I mean, should the following be invalid? <p title="‪">
Yes.
(In reply to comment #5) > Yes. Yeah, it makes sense. They should be balanced within an attribute value.
EDITOR'S RESPONSE: This is an Editor's Response to your comment. If you are satisfied with this response, please change the state of this bug to CLOSED. If you have additional information and would like the editor to reconsider, please reopen this bug. If you would like to escalate the issue to the full HTML Working Group, please add the TrackerRequest keyword to this bug, and suggest title and text for the tracker issue; or you may create a tracker issue yourself, if you are able to do so.

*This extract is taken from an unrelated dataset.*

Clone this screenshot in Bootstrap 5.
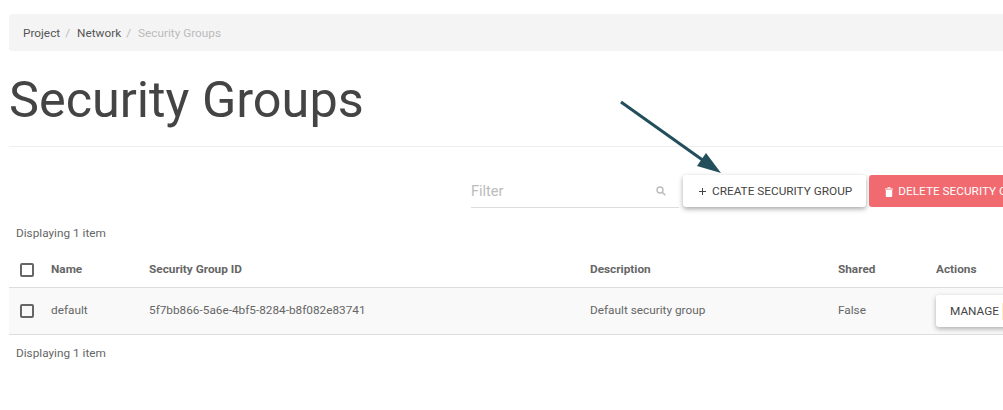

For more details, see this document: http://dev.w3.org/html5/decision-policy/decision-policy.html Status: Accepted Change Description: see diff given below Rationale: Concurred with reporter's comments.
Checked in as WHATWG revision r5754. Check-in comment: Define conformance criteria around bidi formatting characters http://html5.org/tools/web-apps-tracker?from=5753&to=5754
mass-move component to LC1
The checked-in change seems to say that the use of the formatting characters (when restricted as specified) is perfectly fine: "[Text content] may contain characters in the range U+202A to U+202E (the bidirectional-algorithm formatting characters)." "Note: *For convenience*, where possible authors will likely prefer to use the dir attribute, the bdo element, and the bdi element, rather than maintaining the bidirectional-algorithm formatting characters manually." (emphasis mine) The use of the formatting characters, even when they obey the given rules, should still be discouraged. It is *not* equivalent to the use of the dir attribute and the bdo element, for two reasons. (BTW, the bdi element should not be mentioned at all. There is no way to faithfully emulate its behavior using the formatting characters.) 1. The dir attribute sets the element's directionality. The formatting characters don't. That means that they do no affect the proposed CSS4 :dir(ltr|rtl} pseudo-class. 2. When used around an element that introduces bidi paragraph break, e.g. "LRE <br> PDF" or "LRE <div></div> PDF", the formatting characters go completely haywire, since the paragraph break resets the bidirectional state, so that the effect of the opening character is lost after the paragraph break, and the closing formatting character is unmatched. The effects of the dir attribute, on the other hand, are carefully defined in CSS (via its effect on unicode-bidi) to be reopened after the paragraph break. Neither of these can be fixed. Thus, the use of the formatting characters, even when they obey the given rules, should be discouraged wherever mark-up can be used instead. The bug as opened suggested ruling certain uses of formatting characters completely invalid. It did not suggest pronouncing the remaining use perfectly fine. Certainly the use of the dir attribute etc. is more than a matter of convenience. It is *the only recommended way* of declaring text direction in HTML (except for those places where mark-up can not be used, e.g. inside <option> and <title>). The use of both CSS and formatting characters for this purpose is discouraged (for different reasons).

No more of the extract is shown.